Having served as an infantry officer in four emergencies - in the British Army in the former Malaya, in Borneo and in Ulster - and in Aden and Radfan in the Federal Regular Army (an Arab force with a few officers seconded from the British Army), may I comment on Dr Ronnie Gallagher's letter (The Herald, October 9)?
Afghanistan has a problem that still exists in what is now Yemen - agriculture that depends on a crop of which western and other countries disapprove. There, the only crop that would grow and sell well was a mild alkaloid narcotic known locally as qat (Catha edulis). Although not illegal, this plant had a debilitating effect on the health and household budgets of the many addicts. British Colonial Office district officers upcountry tried crop substitution. Some sceptical qat producers planted and harvested carrots, cabbages, etc, which, when they reached the Aden market, went unsold because of their poor quality. That set back local modern agricultural production by at least a generation.
To seek, throughout Afghanistan, to get the people to abandon poppy production in favour of locally unknown and untested substitute crops for which there is no local demand or adequate marketing outlet is a policy that only outsiders would favour. Only a proper balance between military operations and civil development along the lines advocated by the Senlis Council with its Poppies for Medicine programme has any chance of success in resolving Afghanistan's problems. Alliance air strikes are part of the problem: targeting errors are inevitable: killing and injuring civilians does not win hearts and minds.
Narcotics and insurgency are intertwined and inseparable challenges. The forced eradication of poppy crops is fuelling support for the Taliban and the insurgency, thereby compromising international troops' safety; forced eradication and poppy crop substitution programmes are failing Afghanistan's farming communities, depriving them of the resources and assets necessary to phase out illegal poppy cultivation. A careful reassessment of counter-narcotics strategies in Afghanistan is necessary to address the country's illegal poppy production.
"If these foreigners really care about the people of Afghanistan, then why do they destroy our crops; why do they deprive us of the only source of our livelihood, without providing us with any alternative? Is this fair?" These are the words of a local leader in the Kama District, Nangarhar Province, speaking in May 2006 and quoted on The Senlis Council website.
The Senlis Council, a prestigious international think tank with offices in Kandahar, Kabul, Brussels, Paris, London, Ottawa, Rio de Janeiro and field research programmes in many developing countries, is committed to implementing change at all policy levels, by bridging the gap between people and security, public health and drug control. Any policy maker or other commentator who has not studied Afghanistan through the eyes of the Senlis Council is no friend of Afghanistan.
Major (Retd) Michael Hamilton, KOSB Dounbye, Kelso.
Barack Obama and John McCain clashed in their last debate over whose strategy could "take out" Osama bin Laden. Bin Laden should certainly stand trial for his crimes, but military attempts to kill him would probably end up killing Muslim civilians and getting al Qaeda new supporters. Even if they succeeded, al Qaeda would remain.

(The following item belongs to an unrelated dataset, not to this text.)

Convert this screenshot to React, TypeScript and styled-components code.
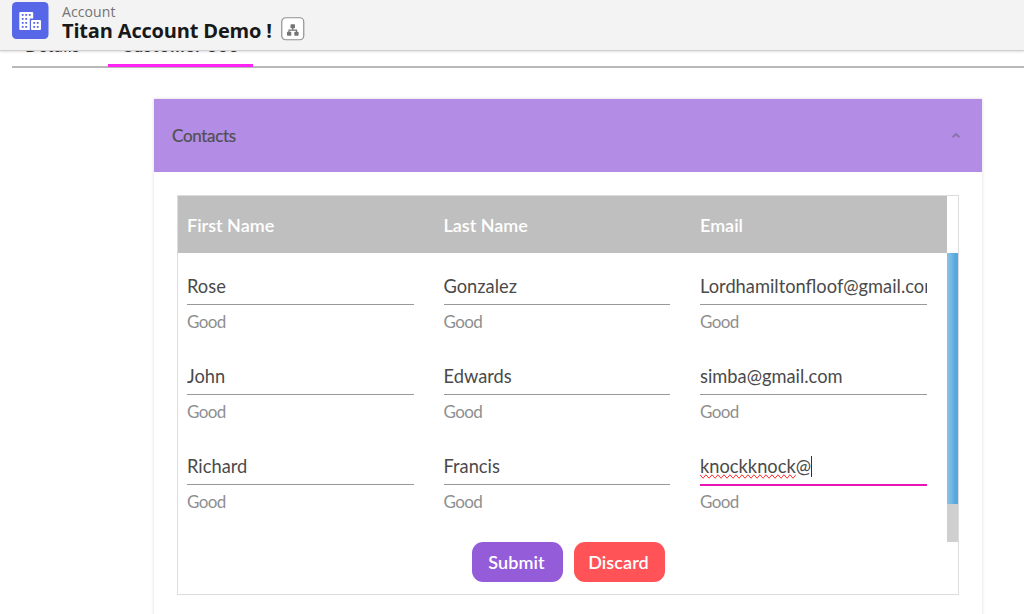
import React from "react";
import styled, { createGlobalStyle } from "styled-components";

const GlobalStyle = createGlobalStyle`
  * { box-sizing: border-box; }
  body { margin: 0; background: #fff; overflow: hidden; font-family: Lato, sans-serif; }
`;

const Page = styled.div`
  display: flex;
  flex-direction: column;
  height: 614px;
  overflow: hidden;
`;

const Header = styled.header`
  display: flex;
  flex: none;
  height: 51px;
  padding: 2px 0 0 12px;
  background: #f3f3f3;
  border-bottom: 1px solid #d0d0d0;
  box-shadow: 0 1px 2px rgba(0, 0, 0, 0.12);
  font-family: "Open Sans", sans-serif;
`;

const Logo = styled.svg`
  flex: none;
  width: 37px;
  height: 37px;
`;

const Titles = styled.div`
  display: flex;
  flex-direction: column;
  margin-left: 13px;
`;

const ObjectLabel = styled.span`
  height: 18px;
  font-size: 14px;
  line-height: 19px;
  letter-spacing: 0.1px;
  color: #747474;
`;

const TitleRow = styled.div`
  display: flex;
  align-items: center;
  height: 22px;
`;

const Title = styled.h1`
  width: 218.5px;
  margin: 0;
  font-size: 20px;
  line-height: 22px;
  font-weight: 700;
  white-space: nowrap;
  letter-spacing: -0.17px;
  color: #181818;
`;

const Hierarchy = styled.svg`
  flex: none;
  width: 24px;
  height: 24px;
  margin-top: -4px;
`;

const Tabs = styled.nav`
  display: flex;
  flex: none;
  height: 17px;
  margin-left: 12px;
  overflow: hidden;
  background: linear-gradient(#b8b8b8, #b8b8b8) 0 15px / 100% 2px no-repeat;
`;

const Tab = styled.div<{ $width: number; $gap?: number; $active?: boolean }>`
  flex: none;
  width: ${(p) => p.$width}px;
  height: 16px;
  margin-right: ${(p) => p.$gap ?? 0}px;
  text-align: center;
  font-size: 17px;
  font-weight: ${(p) => (p.$active ? 700 : 400)};
  line-height: 22px;
  letter-spacing: ${(p) => (p.$active ? 0.9 : 0.5)}px;
  color: #333;
  border-bottom: ${(p) => (p.$active ? "3px solid #ff24f2" : "none")};
`;

const TabText = styled.span`
  display: block;
  margin-top: -16px;
`;

const Card = styled.section`
  display: flex;
  flex: none;
  flex-direction: column;
  width: 828px;
  height: 560px;
  margin: 31px 0 0 154px;
  box-shadow: 0 0 3px rgba(0, 0, 0, 0.17);
`;

const CardHeader = styled.div`
  display: flex;
  align-items: center;
  justify-content: space-between;
  height: 73px;
  padding: 0 21px 0 18px;
  background: #b38ce6;
  color: #505050;
  font-size: 17px;
  letter-spacing: -0.3px;
`;

const CardTitle = styled.span`
  margin-top: -1px;
  -webkit-text-stroke: 0.2px #505050;
`;

const Grid = styled.div`
  width: 782px;
  height: 400px;
  margin: 23px 0 0 23px;
  border: 1px solid #dcdcdc;
`;

const Columns = styled.div`
  display: grid;
  grid-template-columns: repeat(3, 256.5px);
  width: 769px;
`;

const HeadRow = styled(Columns)`
  height: 57px;
  align-items: center;
  background: #bfbfbf;
`;

const HeadCell = styled.div`
  padding: 0 0 0 9px;
  font-size: 18px;
  font-weight: 600;
  color: #fff;
`;

const Body = styled.div`
  display: flex;
  height: 289px;
`;

const Rows = styled.div`
  width: 769px;
`;

const Row = styled(Columns)`
  height: 90.2px;
`;

const Field = styled.div`
  display: flex;
  flex-direction: column;
  padding: 15px 21px 0 9px;
  min-width: 0;
`;

const Value = styled.div<{ $focus?: boolean }>`
  height: ${(p) => (p.$focus ? 38 : 37)}px;
  margin-bottom: ${(p) => (p.$focus ? -1 : 0)}px;
  overflow: hidden;
  white-space: nowrap;
  font-size: 18.3px;
  line-height: 36px;
  color: #4a4a4a;
  border-bottom: ${(p) => (p.$focus ? "2px solid #e815b5" : "1px solid #999")};
`;

const Misspelled = styled.span`
  text-decoration-line: spelling-error;
`;

const Caret = styled.span`
  display: inline-block;
  width: 1px;
  height: 21px;
  vertical-align: -4px;
  background: #333;
`;

const Hint = styled.div`
  height: 20px;
  margin-top: 7px;
  font-size: 17px;
  line-height: 20px;
  letter-spacing: -0.6px;
  color: #8f8f8f;
`;

const ScrollTrack = styled.div`
  width: 11px;
  height: 289px;
  background: #cfcfcf;
`;

const ScrollThumb = styled.div`
  height: 251px;
  background: linear-gradient(90deg, #8cc3e6 0%, #70b5e2 45%, #55a8e0 75%, #55a8e0 100%);
`;

const Actions = styled.div`
  display: flex;
  justify-content: center;
  gap: 11px;
`;

const Button = styled.button<{ $color: string }>`
  width: 91px;
  height: 40px;
  padding: 0 1px 0 0;
  border: 0;
  border-radius: 11px;
  background: ${(p) => p.$color};
  color: #fff;
  font-family: Lato, sans-serif;
  font-size: 18px;
  font-weight: 600;
  letter-spacing: 0.1px;
`;

const contacts = [
  ["Rose", "Gonzalez", "Lordhamiltonfloof@gmail.com"],
  ["John", "Edwards", "simba@gmail.com"],
  ["Richard", "Francis", "knockknock@"],
];

const buildingWindows = [
  [10, 13], [13.5, 13], [17, 13], [10, 17], [13.5, 17], [10, 21], [13.5, 21], [10, 25], [13.5, 25],
  [21.5, 21], [25, 21], [21.5, 25], [25, 25],
];

export default function App() {
  return (
    <Page>
      <GlobalStyle />
      <Header>
        <Logo viewBox="0 0 37 37">
          <rect width="36.5" height="37" rx="4.5" fill="#5867e8" />
          <path d="M8.3 10h11.9a1 1 0 0 1 1 1v5.5h-3.4V28H8.3a1 1 0 0 1-1-1V11a1 1 0 0 1 1-1z" fill="#fff" />
          <rect x="19" y="18" width="10" height="10" rx="1" fill="#fff" />
          {buildingWindows.map(([x, y]) => (
            <rect key={`${x}-${y}`} x={x - 0.2} y={y - 1} width="1.8" height="1.8" fill="#5867e8" />
          ))}
        </Logo>
        <Titles>
          <ObjectLabel>Account</ObjectLabel>
          <TitleRow>
            <Title>Titan Account Demo !</Title>
            <Hierarchy viewBox="0 0 24 24">
              <rect x="0.75" y="0.75" width="22" height="22" rx="4" fill="#fff" stroke="#919191" strokeWidth="1.2" />
              <g fill="#747474">
                <rect x="9.5" y="7.3" width="4.5" height="4" rx="0.7" />
                <rect x="6" y="14.7" width="4.3" height="4" rx="0.7" />
                <rect x="13.3" y="14.7" width="4.3" height="4" rx="0.7" />
              </g>
              <path d="M11.75 11v2.2M8 15v-1.8h7.5v1.8" fill="none" stroke="#747474" strokeWidth="1.2" />
            </Hierarchy>
          </TitleRow>
        </Titles>
      </Header>
      <Tabs>
        <Tab $width={81} $gap={15}><TabText>Details</TabText></Tab>
        <Tab $width={145} $active><TabText>Customer 360</TabText></Tab>
      </Tabs>
      <Card>
        <CardHeader>
          <CardTitle>Contacts</CardTitle>
          <svg width="10" height="7" viewBox="0 0 10 7">
            <path d="M1.5 5.3 5 2l3.5 3.3" fill="none" stroke="#8b74ae" strokeWidth="2" />
          </svg>
        </CardHeader>
        <Grid>
          <HeadRow>
            <HeadCell>First Name</HeadCell>
            <HeadCell>Last Name</HeadCell>
            <HeadCell>Email</HeadCell>
          </HeadRow>
          <Body>
            <Rows>
              {contacts.map((contact) => (
                <Row key={contact[0]}>
                  {contact.map((value) => (
                    <Field key={value}>
                      {value === "knockknock@" ? (
                        <Value $focus>
                          <Misspelled>knockknock</Misspelled>@<Caret />
                        </Value>
                      ) : (
                        <Value>{value}</Value>
                      )}
                      <Hint>Good</Hint>
                    </Field>
                  ))}
                </Row>
              ))}
            </Rows>
            <ScrollTrack>
              <ScrollThumb />
            </ScrollTrack>
          </Body>
          <Actions>
            <Button $color="#945cd9">Submit</Button>
            <Button $color="#ff5357">Discard</Button>
          </Actions>
        </Grid>
      </Card>
    </Page>
  );
}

There is an al Qaeda organisation around bin Laden, but many more (like the July 7 bombers) share its ideology without any direct contact. Both groups gain and indoctrinate recruits using videos and references to Muslim civilians (including children) killed in the West Bank and Gaza, Afghanistan, Iraq and Somalia.
Another recruiting point is western governments' backing for corrupt dictatorships and militaries who jail, torture and kill their people, including the Saudi and Jordanian monarchies, Mubarak in Egypt, Pakistan's ISI military intelligence and (until recently) Musharraf.
So to weaken al Qaeda we should withdraw our troops from Iraq; avoid attacking Iran; end unquestioning political support for and military aid and arms sales to dictatorships. Afghanistan is a harder question, but systematic torture, backing Northern Alliance warlords who are as brutal as the Taliban, and relying on air-strikes that have killed many thousands of civilians can't be the right answers; those practices have to end.
These actions would reduce the flow of recruits to al Qaeda and make the remainder less likely to target our countries. They might also make people on the Pakistan-Afghanistan border more likely to tell our intelligence services where al Qaeda leaders are. None of them involves any kind of "surrender" or "defeat". Iraqis are already fighting al Qaeda in Iraq - even more would do so if the occupying coalition forces left.
Duncan McFarlane, Braidwood, Carluke.